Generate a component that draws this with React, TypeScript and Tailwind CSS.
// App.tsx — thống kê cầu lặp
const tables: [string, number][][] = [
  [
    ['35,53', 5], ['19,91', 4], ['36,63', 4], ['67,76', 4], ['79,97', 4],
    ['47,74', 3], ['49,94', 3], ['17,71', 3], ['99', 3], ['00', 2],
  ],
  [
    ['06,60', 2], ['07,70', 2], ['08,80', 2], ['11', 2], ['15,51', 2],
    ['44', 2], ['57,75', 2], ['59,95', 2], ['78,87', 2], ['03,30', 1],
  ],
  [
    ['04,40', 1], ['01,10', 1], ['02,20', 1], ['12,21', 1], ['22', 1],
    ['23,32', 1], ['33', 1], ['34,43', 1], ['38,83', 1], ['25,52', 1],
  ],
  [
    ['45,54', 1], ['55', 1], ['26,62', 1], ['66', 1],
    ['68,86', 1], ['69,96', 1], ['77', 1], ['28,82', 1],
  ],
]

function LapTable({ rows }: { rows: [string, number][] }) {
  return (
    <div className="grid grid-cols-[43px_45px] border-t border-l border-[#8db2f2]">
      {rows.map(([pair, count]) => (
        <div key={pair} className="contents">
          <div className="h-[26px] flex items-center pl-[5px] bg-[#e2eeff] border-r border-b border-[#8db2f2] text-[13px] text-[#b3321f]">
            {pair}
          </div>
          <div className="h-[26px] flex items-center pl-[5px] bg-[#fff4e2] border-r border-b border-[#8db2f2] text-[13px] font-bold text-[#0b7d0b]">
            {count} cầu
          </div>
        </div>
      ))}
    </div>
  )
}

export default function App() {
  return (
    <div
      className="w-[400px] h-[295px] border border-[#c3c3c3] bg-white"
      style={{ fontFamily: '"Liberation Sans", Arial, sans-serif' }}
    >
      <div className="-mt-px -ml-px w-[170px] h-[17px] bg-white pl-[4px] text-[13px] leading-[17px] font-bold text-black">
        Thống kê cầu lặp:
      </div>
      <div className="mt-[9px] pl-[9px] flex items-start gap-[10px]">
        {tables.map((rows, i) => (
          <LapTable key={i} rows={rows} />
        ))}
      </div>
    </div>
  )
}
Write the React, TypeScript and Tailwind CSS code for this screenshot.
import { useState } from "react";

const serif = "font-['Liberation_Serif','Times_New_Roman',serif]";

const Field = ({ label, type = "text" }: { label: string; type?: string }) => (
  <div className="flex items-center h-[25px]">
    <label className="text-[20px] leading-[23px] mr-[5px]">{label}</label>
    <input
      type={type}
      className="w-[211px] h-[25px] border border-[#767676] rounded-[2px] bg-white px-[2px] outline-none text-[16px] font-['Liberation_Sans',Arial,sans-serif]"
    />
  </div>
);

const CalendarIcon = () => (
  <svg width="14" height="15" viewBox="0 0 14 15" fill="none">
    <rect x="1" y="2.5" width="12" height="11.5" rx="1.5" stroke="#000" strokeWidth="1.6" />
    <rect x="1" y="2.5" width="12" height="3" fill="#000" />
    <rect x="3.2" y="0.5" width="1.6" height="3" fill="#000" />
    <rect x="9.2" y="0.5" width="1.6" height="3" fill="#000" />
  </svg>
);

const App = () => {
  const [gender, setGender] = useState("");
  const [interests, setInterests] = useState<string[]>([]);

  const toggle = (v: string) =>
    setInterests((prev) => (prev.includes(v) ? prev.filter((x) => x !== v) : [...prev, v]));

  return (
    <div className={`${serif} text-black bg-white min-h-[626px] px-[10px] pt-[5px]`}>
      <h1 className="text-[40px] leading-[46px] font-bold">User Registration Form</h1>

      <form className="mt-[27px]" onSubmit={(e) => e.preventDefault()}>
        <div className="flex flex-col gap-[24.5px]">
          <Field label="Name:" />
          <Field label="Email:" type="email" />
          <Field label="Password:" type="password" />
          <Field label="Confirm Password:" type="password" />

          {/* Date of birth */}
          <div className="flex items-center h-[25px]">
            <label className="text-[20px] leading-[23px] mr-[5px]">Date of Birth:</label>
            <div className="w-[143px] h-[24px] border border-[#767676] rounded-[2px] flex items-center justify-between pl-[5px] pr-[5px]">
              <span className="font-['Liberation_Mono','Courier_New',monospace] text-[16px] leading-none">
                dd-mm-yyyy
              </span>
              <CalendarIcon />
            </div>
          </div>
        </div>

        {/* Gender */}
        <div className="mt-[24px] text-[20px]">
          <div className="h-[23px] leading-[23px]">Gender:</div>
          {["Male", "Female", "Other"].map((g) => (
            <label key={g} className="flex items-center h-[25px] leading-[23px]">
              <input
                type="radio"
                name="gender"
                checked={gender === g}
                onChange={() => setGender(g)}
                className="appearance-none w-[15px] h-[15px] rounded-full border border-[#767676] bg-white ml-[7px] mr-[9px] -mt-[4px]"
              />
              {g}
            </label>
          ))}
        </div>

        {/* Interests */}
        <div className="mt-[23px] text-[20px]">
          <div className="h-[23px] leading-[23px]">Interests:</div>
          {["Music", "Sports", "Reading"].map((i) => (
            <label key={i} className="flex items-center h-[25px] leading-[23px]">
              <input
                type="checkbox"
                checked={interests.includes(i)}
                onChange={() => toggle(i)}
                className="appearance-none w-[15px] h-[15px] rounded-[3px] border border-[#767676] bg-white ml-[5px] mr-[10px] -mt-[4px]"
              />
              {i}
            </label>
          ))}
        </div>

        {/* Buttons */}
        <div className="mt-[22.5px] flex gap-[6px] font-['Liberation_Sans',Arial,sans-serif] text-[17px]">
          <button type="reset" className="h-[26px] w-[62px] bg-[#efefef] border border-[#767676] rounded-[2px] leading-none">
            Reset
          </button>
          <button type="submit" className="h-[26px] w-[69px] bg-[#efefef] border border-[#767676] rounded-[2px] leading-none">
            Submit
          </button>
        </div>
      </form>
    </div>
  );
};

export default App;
○ ○ ○
**YOUR GOAL**
Retype the listing above in full, with no alterations.

**SOLUTION**
Generate a component that draws this with React, TypeScript and Tailwind CSS.
// App.tsx — thống kê cầu lặp
const tables: [string, number][][] = [
  [
    ['35,53', 5], ['19,91', 4], ['36,63', 4], ['67,76', 4], ['79,97', 4],
    ['47,74', 3], ['49,94', 3], ['17,71', 3], ['99', 3], ['00', 2],
  ],
  [
    ['06,60', 2], ['07,70', 2], ['08,80', 2], ['11', 2], ['15,51', 2],
    ['44', 2], ['57,75', 2], ['59,95', 2], ['78,87', 2], ['03,30', 1],
  ],
  [
    ['04,40', 1], ['01,10', 1], ['02,20', 1], ['12,21', 1], ['22', 1],
    ['23,32', 1], ['33', 1], ['34,43', 1], ['38,83', 1], ['25,52', 1],
  ],
  [
    ['45,54', 1], ['55', 1], ['26,62', 1], ['66', 1],
    ['68,86', 1], ['69,96', 1], ['77', 1], ['28,82', 1],
  ],
]

function LapTable({ rows }: { rows: [string, number][] }) {
  return (
    <div className="grid grid-cols-[43px_45px] border-t border-l border-[#8db2f2]">
      {rows.map(([pair, count]) => (
        <div key={pair} className="contents">
          <div className="h-[26px] flex items-center pl-[5px] bg-[#e2eeff] border-r border-b border-[#8db2f2] text-[13px] text-[#b3321f]">
            {pair}
          </div>
          <div className="h-[26px] flex items-center pl-[5px] bg-[#fff4e2] border-r border-b border-[#8db2f2] text-[13px] font-bold text-[#0b7d0b]">
            {count} cầu
          </div>
        </div>
      ))}
    </div>
  )
}

export default function App() {
  return (
    <div
      className="w-[400px] h-[295px] border border-[#c3c3c3] bg-white"
      style={{ fontFamily: '"Liberation Sans", Arial, sans-serif' }}
    >
      <div className="-mt-px -ml-px w-[170px] h-[17px] bg-white pl-[4px] text-[13px] leading-[17px] font-bold text-black">
        Thống kê cầu lặp:
      </div>
      <div className="mt-[9px] pl-[9px] flex items-start gap-[10px]">
        {tables.map((rows, i) => (
          <LapTable key={i} rows={rows} />
        ))}
      </div>
    </div>
  )
}
Write the React, TypeScript and Tailwind CSS code for this screenshot.
import { useState } from "react";

const serif = "font-['Liberation_Serif','Times_New_Roman',serif]";

const Field = ({ label, type = "text" }: { label: string; type?: string }) => (
  <div className="flex items-center h-[25px]">
    <label className="text-[20px] leading-[23px] mr-[5px]">{label}</label>
    <input
      type={type}
      className="w-[211px] h-[25px] border border-[#767676] rounded-[2px] bg-white px-[2px] outline-none text-[16px] font-['Liberation_Sans',Arial,sans-serif]"
    />
  </div>
);

const CalendarIcon = () => (
  <svg width="14" height="15" viewBox="0 0 14 15" fill="none">
    <rect x="1" y="2.5" width="12" height="11.5" rx="1.5" stroke="#000" strokeWidth="1.6" />
    <rect x="1" y="2.5" width="12" height="3" fill="#000" />
    <rect x="3.2" y="0.5" width="1.6" height="3" fill="#000" />
    <rect x="9.2" y="0.5" width="1.6" height="3" fill="#000" />
  </svg>
);

const App = () => {
  const [gender, setGender] = useState("");
  const [interests, setInterests] = useState<string[]>([]);

  const toggle = (v: string) =>
    setInterests((prev) => (prev.includes(v) ? prev.filter((x) => x !== v) : [...prev, v]));

  return (
    <div className={`${serif} text-black bg-white min-h-[626px] px-[10px] pt-[5px]`}>
      <h1 className="text-[40px] leading-[46px] font-bold">User Registration Form</h1>

      <form className="mt-[27px]" onSubmit={(e) => e.preventDefault()}>
        <div className="flex flex-col gap-[24.5px]">
          <Field label="Name:" />
          <Field label="Email:" type="email" />
          <Field label="Password:" type="password" />
          <Field label="Confirm Password:" type="password" />

          {/* Date of birth */}
          <div className="flex items-center h-[25px]">
            <label className="text-[20px] leading-[23px] mr-[5px]">Date of Birth:</label>
            <div className="w-[143px] h-[24px] border border-[#767676] rounded-[2px] flex items-center justify-between pl-[5px] pr-[5px]">
              <span className="font-['Liberation_Mono','Courier_New',monospace] text-[16px] leading-none">
                dd-mm-yyyy
              </span>
              <CalendarIcon />
            </div>
          </div>
        </div>

        {/* Gender */}
        <div className="mt-[24px] text-[20px]">
          <div className="h-[23px] leading-[23px]">Gender:</div>
          {["Male", "Female", "Other"].map((g) => (
            <label key={g} className="flex items-center h-[25px] leading-[23px]">
              <input
                type="radio"
                name="gender"
                checked={gender === g}
                onChange={() => setGender(g)}
                className="appearance-none w-[15px] h-[15px] rounded-full border border-[#767676] bg-white ml-[7px] mr-[9px] -mt-[4px]"
              />
              {g}
            </label>
          ))}
        </div>

        {/* Interests */}
        <div className="mt-[23px] text-[20px]">
          <div className="h-[23px] leading-[23px]">Interests:</div>
          {["Music", "Sports", "Reading"].map((i) => (
            <label key={i} className="flex items-center h-[25px] leading-[23px]">
              <input
                type="checkbox"
                checked={interests.includes(i)}
                onChange={() => toggle(i)}
                className="appearance-none w-[15px] h-[15px] rounded-[3px] border border-[#767676] bg-white ml-[5px] mr-[10px] -mt-[4px]"
              />
              {i}
            </label>
          ))}
        </div>

        {/* Buttons */}
        <div className="mt-[22.5px] flex gap-[6px] font-['Liberation_Sans',Arial,sans-serif] text-[17px]">
          <button type="reset" className="h-[26px] w-[62px] bg-[#efefef] border border-[#767676] rounded-[2px] leading-none">
            Reset
          </button>
          <button type="submit" className="h-[26px] w-[69px] bg-[#efefef] border border-[#767676] rounded-[2px] leading-none">
            Submit
          </button>
        </div>
      </form>
    </div>
  );
};

export default App;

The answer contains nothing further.